Calculate force to lift piston from a given closing pressure

[CraigH]

I am trying to calculate the force required to close the valve on an annular bop. A rubber ring (called a packing unit) closes around the pipe when a force is applied from underneath, as shown here. The actual valve has the hydraulic fluid coming into a chamber that goes the around the outside of the main body, which then lifts a piston which applies the force to the packing unit, as shown here. In the documentation for the bop it says that the hydraulic pressure required to close or open the valve is 3000 PSI.

From this, how do I calculate the force to close the valve?

I assume you just multiply 3000 by the area the pressure is acting on:

$3000*6894.7*( π*R_o^2 - π*R_i^2)$

Where $R_i$ and $R_o$ are the inner and outer radius of the ring, shown in the picture in the second link. Units of these are meters. $6894.7$ is to convert from PSI to $N/m^2$.

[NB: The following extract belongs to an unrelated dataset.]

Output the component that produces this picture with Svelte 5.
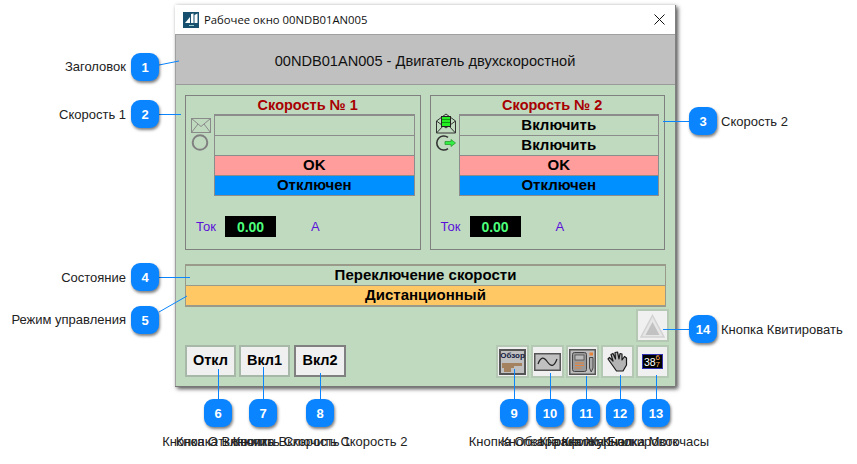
<script lang="ts">
  const speeds = [
    { title: 'Скорость № 1', rows: ['', ''], active: false },
    { title: 'Скорость № 2', rows: ['Включить', 'Включить'], active: true },
  ];

  const badges = [
    { n: 1, x: 145, y: 67 }, { n: 2, x: 145, y: 114 }, { n: 3, x: 703, y: 121 },
    { n: 4, x: 145, y: 277 }, { n: 5, x: 145, y: 320 }, { n: 6, x: 218, y: 413 },
    { n: 7, x: 263, y: 413 }, { n: 8, x: 320, y: 413 }, { n: 9, x: 514, y: 413 },
    { n: 10, x: 550, y: 413 }, { n: 11, x: 586, y: 413 }, { n: 12, x: 620, y: 413 },
    { n: 13, x: 656, y: 413 }, { n: 14, x: 703, y: 329 },
  ];

  const leaders = [
    [159, 65, 179, 61], [159, 114.5, 181, 114.5], [689, 121.5, 663, 121.5],
    [159, 277.5, 190, 277.5], [159, 312, 187, 296], [218.5, 399, 218.5, 369],
    [263.5, 399, 263.5, 367], [320.5, 399, 320.5, 373], [514.5, 399, 514.5, 369],
    [550.5, 399, 550.5, 373], [586.5, 399, 586.5, 376], [620.5, 399, 620.5, 375],
    [656.5, 399, 656.5, 375], [689, 329.5, 663, 329.5],
  ];

  const sideLabels = [
    { text: 'Заголовок', right: 731, y: 67 },
    { text: 'Скорость 1', right: 731, y: 115 },
    { text: 'Состояние', right: 731, y: 278 },
    { text: 'Режим управления', right: 731, y: 320 },
  ];

  const bottomLabels = [
    { text: 'Кнопка Отключить', x: 218 },
    { text: 'Кнопка Включить Скорость 1', x: 263 },
    { text: 'Кнопка Включить Скорость 2', x: 320 },
    { text: 'Кнопка Обзора', x: 514 },
    { text: 'Кнопка Графики', x: 550 },
    { text: 'Кнопка Журнал', x: 586 },
    { text: 'Кнопка Блокировок', x: 620 },
    { text: 'Кнопка Моточасы', x: 656 },
  ];
</script>

<div class="page">
  <div class="window">
    <div class="titlebar">
      <svg class="app-icon" viewBox="0 0 16 16" aria-hidden="true">
        <rect width="16" height="16" fill="#17506f" />
        <path d="M2 11 L7 5 V11 Z M8 11 V2 L10.5 1.500 V11 Z M11.5 11 V3 L14.500 1.500 V11 Z" fill="#fff" />
        <rect x="6" y="13" width="5" height="1" fill="#9cc" />
      </svg>
      <span class="title-text">Рабочее окно 00NDB01AN005</span>
      <svg class="close" viewBox="0 0 11 11" aria-hidden="true">
        <path d="M0.5 0.5 L10.5 10.5 M10.5 0.5 L0.5 10.5" stroke="#111" stroke-width="1" fill="none" />
      </svg>
    </div>

    <div class="header">00NDB01AN005 - Двигатель двухскоростной</div>

    <div class="body">
      <div class="panels">
        {#each speeds as s}
          <section class="panel">
            <h2>{s.title}</h2>
            <div class="panel-main">
              <div class="icons">
                {#if s.active}
                  <svg class="mail-on" width="22" height="21" viewBox="0 0 22 21" aria-hidden="true">
                    <path d="M1.500 8 L11 1 L20.500 8 V20 H1.500 Z M1.500 20 L9 12 M20.500 20 L13 12 M1.500 8 L11 15 L20.500 8" fill="none" stroke="#333" stroke-width="1" />
                    <rect x="6.500" y="3.500" width="9" height="10" fill="#22ee22" stroke="#222" />
                    <path d="M7 6.500 H15 M7 9.500 H15" stroke="#119911" />
                  </svg>
                  <svg class="run-on" width="22" height="16" viewBox="0 0 22 16" aria-hidden="true">
                    <path d="M13 2.400 A7 7 0 1 0 13 13.600" fill="none" stroke="#333" stroke-width="1.600" />
                    <path d="M10 6.500 H16 V4.500 L20.500 8 L16 11.500 V9.500 H10 Z" fill="#33ee44" stroke="#2a9a2a" stroke-width="0.800" />
                  </svg>
                {:else}
                  <svg width="22" height="16" viewBox="0 0 22 16" aria-hidden="true">
                    <rect x="1.500" y="0.500" width="19" height="14" fill="none" stroke="#8a8a8a" />
                    <path d="M1.500 0.500 L11 8.500 L20.500 0.500 M1.500 14.500 L8 6 M20.500 14.500 L14 6" fill="none" stroke="#8a8a8a" />
                  </svg>
                  <svg class="circle" width="18" height="17" viewBox="0 0 18 17" aria-hidden="true">
                    <circle cx="9" cy="8.500" r="7.300" fill="none" stroke="#808080" stroke-width="2" />
                  </svg>
                {/if}
              </div>
              <div class="rows">
                {#each s.rows as r}
                  <div class="row">{r}</div>
                {/each}
                <div class="row ok">OK</div>
                <div class="row off">Отключен</div>
              </div>
            </div>
            <div class="current">
              <span class="cur-label">Ток</span>
              <span class="cur-value">0.00</span>
              <span class="cur-unit">А</span>
            </div>
          </section>
        {/each}
      </div>

      <div class="status">
        <div class="status-row">Переключение скорости</div>
        <div class="status-row mode">Дистанционный</div>
      </div>

      <div class="ack-line">
        <button class="tool ack" aria-label="Квитировать">
          <svg width="25" height="24" viewBox="0 0 25 24" aria-hidden="true">
            <path d="M12.500 1.500 L24 23 H1 Z" fill="#e6e6e6" stroke="#d2d2d2" stroke-width="1.500" />
            <path d="M12.500 8 L19.500 21 H5.500 Z" fill="#c2c2c2" />
          </svg>
        </button>
      </div>

      <div class="controls">
        <div class="cmds">
          <button class="cmd">Откл</button>
          <button class="cmd">Вкл1</button>
          <button class="cmd dark">Вкл2</button>
        </div>
        <div class="tools">
          <button class="tool" aria-label="Обзор">
            <span class="overview">
              <span class="overview-text">Обзор</span>
              <svg width="23" height="12" viewBox="0 0 23 12" aria-hidden="true">
                <path d="M1 2 H21 V5 H13 V7 H10 V11 H3 V7 H1 Z" fill="#a5825f" />
              </svg>
            </span>
          </button>
          <button class="tool" aria-label="Графики">
            <svg width="27" height="18" viewBox="0 0 27 18" aria-hidden="true">
              <rect x="0.750" y="0.750" width="25.500" height="16.500" fill="#c0c0c0" stroke="#555" stroke-width="1.500" />
              <path d="M4 11 C7 3 10 4 13.500 9 C17 14 20 14 23 6" fill="none" stroke="#222" stroke-width="1.200" />
            </svg>
          </button>
          <button class="tool" aria-label="Журнал">
            <svg width="27" height="26" viewBox="0 0 27 26" aria-hidden="true">
              <rect x="0.750" y="0.750" width="25.500" height="24.500" fill="#bdbdbd" stroke="#555" stroke-width="1.500" />
              <rect x="3.500" y="3.500" width="14" height="19" rx="2" fill="#999" stroke="#444" />
              <rect x="6" y="6" width="9" height="5" fill="#bbb" stroke="#444" stroke-width="0.700" />
              <path d="M6 14 H15 M6 16.500 H15 M6 19 H12" stroke="#e8823a" stroke-width="1" />
              <path d="M20.500 8.500 H24 V19 L22.250 23 L20.500 19 Z" fill="#aaa" stroke="#444" />
              <rect x="20.500" y="3.500" width="3.500" height="3" fill="#e8823a" />
            </svg>
          </button>
          <button class="tool" aria-label="Блокировка">
            <svg width="21" height="21" viewBox="0 0 21 21" aria-hidden="true">
              <path d="M1 8 L2.500 6.500 L6 10 L4 3.500 L6 2.500 L8.500 8 L8 1.500 L10.500 1 L12 8 L13 2.500 L15 3 L15 9 L17.500 5.500 L19.500 7 L19.500 14 L16 20 H9.500 L6 15 Z" fill="#b4b4b4" stroke="#1a1a1a" stroke-width="1.200" stroke-linejoin="round" />
            </svg>
          </button>
          <button class="tool" aria-label="Моточасы">
            <span class="hours">38<span class="hours-frac"><span>6</span><span>7</span></span></span>
          </button>
        </div>
      </div>
    </div>
  </div>

  <svg class="leaders" width="857" height="464" aria-hidden="true">
    {#each leaders as l}
      <line x1={l[0]} y1={l[1]} x2={l[2]} y2={l[3]} stroke="#0a84ff" stroke-width="1" />
    {/each}
  </svg>

  {#each sideLabels as l}
    <span class="side-label" style="right:{l.right}px;top:{l.y - 8}px">{l.text}</span>
  {/each}
  <span class="side-label" style="left:721px;top:114px">Скорость 2</span>
  <span class="side-label" style="left:721px;top:322px">Кнопка Квитировать</span>

  {#each bottomLabels as l}
    <span class="bottom-label" style="left:{l.x}px">{l.text}</span>
  {/each}

  {#each badges as b}
    <span class="badge" style="left:{b.x - 14}px;top:{b.y - 14}px">{b.n}</span>
  {/each}
</div>

<style>
  :global(body) {
    margin: 0;
    background: #fff;
  }

  .page {
    position: relative;
    width: 857px;
    height: 464px;
    overflow: hidden;
    font-family: "Liberation Sans", Arial, sans-serif;
    padding: 5px 0 0 175px;
    box-sizing: border-box;
  }

  .window {
    width: 501px;
    height: 382px;
    display: flex;
    flex-direction: column;
    background: #fff;
    box-shadow: 2px 2px 4px rgba(0, 0, 0, 0.65), 0 -1px 3px rgba(0, 0, 0, 0.08);
    border-right: 1px solid #808080;
    box-sizing: border-box;
  }

  .titlebar {
    height: 30px;
    display: flex;
    align-items: center;
    padding: 0 10px 0 8px;
    flex: none;
    border-bottom: 1px solid #a0a0a0;
    box-sizing: border-box;
  }

  .app-icon {
    width: 16px;
    height: 16px;
    margin-right: 5px;
  }

  .title-text {
    flex: 1;
    font-family: "Open Sans", "Noto Sans", sans-serif;
    font-size: 11.300px;
    color: #111;
  }

  .close {
    width: 11px;
    height: 11px;
  }

  .header {
    height: 50px;
    flex: none;
    background: #c0c0c0;
    border-bottom: 1px solid #9a9a9a;
    box-sizing: border-box;
    display: flex;
    align-items: center;
    justify-content: center;
    font-size: 14.600px;
    color: #111;
    padding-top: 2px;
    box-shadow: inset 1px 0 0 #a0a0a0;
  }

  .body {
    flex: 1;
    background: #c0dac0;
    padding: 10px 10px 0;
    display: flex;
    flex-direction: column;
    border-bottom: 1px solid #777;
    box-shadow: inset 1px 0 0 #a0a0a0;
  }

  .panels {
    display: flex;
    gap: 9px;
  }

  .panel {
    width: 236px;
    height: 155px;
    box-sizing: border-box;
    border: 1px solid #808080;
    padding: 0 5px 0 4px;
  }

  h2 {
    margin: 0;
    height: 19px;
    text-align: center;
    font-size: 14.500px;
    line-height: 18px;
    font-weight: bold;
    color: #a80000;
    padding-left: 11px;
  }

  .panel-main {
    display: flex;
  }

  .icons {
    width: 24px;
    flex: none;
    display: flex;
    flex-direction: column;
    align-items: flex-start;
    padding-top: 3px;
  }

  .icons .circle {
    margin: 0 0 0 1px;
  }

  .icons .mail-on {
    margin-top: -5px;
  }

  .icons .run-on {
    margin-top: 1px;
  }

  .rows {
    flex: 1;
    display: flex;
    flex-direction: column;
    border: 1px solid #8c8c8c;
    border-top-width: 2px;
    margin-top: -1px;
  }

  .row {
    height: 17px;
    padding-bottom: 2px;
    border-bottom: 1px solid #8c8c8c;
    display: flex;
    align-items: center;
    justify-content: center;
    font-size: 15px;
    line-height: 17px;
    font-weight: bold;
    color: #000;
  }

  .row:last-child {
    border-bottom: 0;
  }

  .ok {
    background: #ff9c9c;
  }

  .off {
    background: #0090ff;
  }

  .current {
    display: flex;
    align-items: center;
    margin-top: 20px;
    padding-left: 6px;
    font-size: 13px;
    color: #5a10d8;
  }

  .cur-label {
    width: 29px;
  }

  .cur-value {
    width: 51px;
    height: 21px;
    background: #000;
    color: #4dff7c;
    font-size: 14px;
    font-weight: bold;
    display: flex;
    align-items: center;
    justify-content: center;
  }

  .cur-unit {
    margin-left: 35px;
  }

  .status {
    margin-top: 14px;
    width: 481px;
    box-sizing: border-box;
    border: 1px solid #9a9a8a;
    border-width: 2px 1px;
  }

  .status-row {
    height: 17px;
    padding-bottom: 2px;
    display: flex;
    align-items: center;
    justify-content: center;
    font-size: 15px;
    line-height: 17px;
    font-weight: bold;
    color: #000;
    border-bottom: 1px solid #9a9a8a;
  }

  .status-row:last-child {
    border-bottom: 0;
  }

  .mode {
    background: #ffc864;
  }

  .ack-line {
    display: flex;
    justify-content: flex-end;
    margin: 2px -4px 0 0;
    height: 33px;
  }

  .controls {
    display: flex;
    justify-content: space-between;
    margin: 3px -4px 0 0;
  }

  .cmds,
  .tools {
    display: flex;
  }

  .cmds {
    gap: 3px;
  }

  .tools {
    gap: 2px;
  }

  button {
    padding: 0;
    margin: 0;
    font-family: inherit;
    box-sizing: border-box;
    background: #f0f0f0;
    border: 2px solid #a8b8a8;
    display: flex;
    align-items: center;
    justify-content: center;
  }

  .cmd {
    width: 51px;
    height: 32px;
    font-size: 14.500px;
    font-weight: bold;
    color: #000;
    padding-bottom: 2px;
  }

  .cmd.dark {
    width: 52px;
    margin-left: 1px;
    border-color: #808080;
  }

  .tool {
    width: 33px;
    height: 33px;
    border-color: #b4c8b4;
  }

  .overview {
    width: 27px;
    height: 26px;
    box-sizing: border-box;
    background: #c0c0c0;
    border: 2px solid #555;
    display: flex;
    flex-direction: column;
    align-items: center;
  }

  .overview-text {
    font-size: 8px;
    line-height: 10px;
    font-weight: bold;
    color: #101840;
  }

  .hours {
    width: 21px;
    height: 15px;
    box-sizing: border-box;
    border: 1px solid #3030b0;
    background: #000;
    color: #fff;
    font-size: 10.500px;
    display: flex;
    align-items: center;
    justify-content: center;
    margin-left: -1px;
  }

  .hours-frac {
    display: flex;
    flex-direction: column;
    font-size: 8px;
    line-height: 6.500px;
    color: #ffb060;
  }

  .leaders {
    position: absolute;
    left: 0;
    top: 0;
  }

  .side-label {
    position: absolute;
    font-size: 13px;
    line-height: 16px;
    color: #222;
    white-space: nowrap;
  }

  .bottom-label {
    position: absolute;
    top: 434px;
    transform: translateX(-50%);
    font-size: 13px;
    line-height: 16px;
    color: #222;
    white-space: nowrap;
  }

  .badge {
    position: absolute;
    width: 28px;
    height: 28px;
    border-radius: 9px;
    background: #0a84ff;
    color: #fff;
    font-size: 13px;
    font-weight: bold;
    display: flex;
    align-items: center;
    justify-content: center;
    box-shadow: 1px 2px 3px rgba(0, 0, 0, 0.5);
  }
</style>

But this gives a HUGE force. Am I doing something wrong in the maths? Or am I interpreting the documentation wrong. Does a 1500PSI closing pressure not mean that you have to apply 1500PSI of pressure to the hyrdaulic fluid acing on the outer ring of the piston? Maybe it means that 1500PSI is needed to squish the packing unit so it closes? In this case what information do I need and how do I calculate the force required to close the valve?

Thanks!

 

[Bystander]

But this gives a HUGE force.

You're trying to crush a pipe closed. It's not like kinking a garden hose in your fist.

 

[CraigH]

You're trying to crush a pipe closed. It's not like kinking a garden hose in your fist.

That's true, but for the valve I am looking at the forces calculate at values between 2.5 and 4.0 Mega Newtons. This is ridiculous isn't it? I've never really studied hydraulics, so I can only compare it to an electric motor. For a motor to provide 4.0 Mega Newtons it would have to be geared massively. Is it normal for hydraulics to provide this amount of force? It seems strange without something equivalent to gearing.

Could you please explain it in electric motor terms? It makes sense that a small motor can provide a big force because of conservation of energy
$E_m = E_e$
$E_m=Torque*ω$
$E_e = I*V*time$ and
$Torque=Force*Distance$

In a small motor you can gear it so for the same produced torque you can move less distance and instead use more force. So its creating more force but moving less. The energy is being used more for force and less for distance.

How does a hydraulic pump create so much force? What are the similarities / analogy with motor gearing?

 

[Bystander]

similarities / analogy with motor gearing?

Pump: large force on small piston gives high pressure in hydraulic line/system; actuator in system applies that high pressure to piston with large area to generate a very large force. Pinion:pump::bull gear:piston.

 

[CraigH]

Pump: large force on small piston gives high pressure in hydraulic line/system; actuator in system applies that high pressure to piston with large area to generate a very large force. Pinion:pump::bull gear:piston.

Am I also correct in saying that because the fluid is incompressible, and the volume out of the smaller piston equals the volume into the bigger piston; then the smaller piston will move more than the bigger piston. Is this just the basic principle to why hydraulics can provide such huge force? because you can apply the pressure to a much larger area?

 

[Bystander]

Yes. That's your gearing/leverage/mechanical advantage.

 

[CraigH]

Yes. That's your gearing/leverage/mechanical advantage.

Is there a name for this principle? e.g "hydraulic leverage"

 

[Bystander]

None of which I'm aware --- doesn't mean there isn't.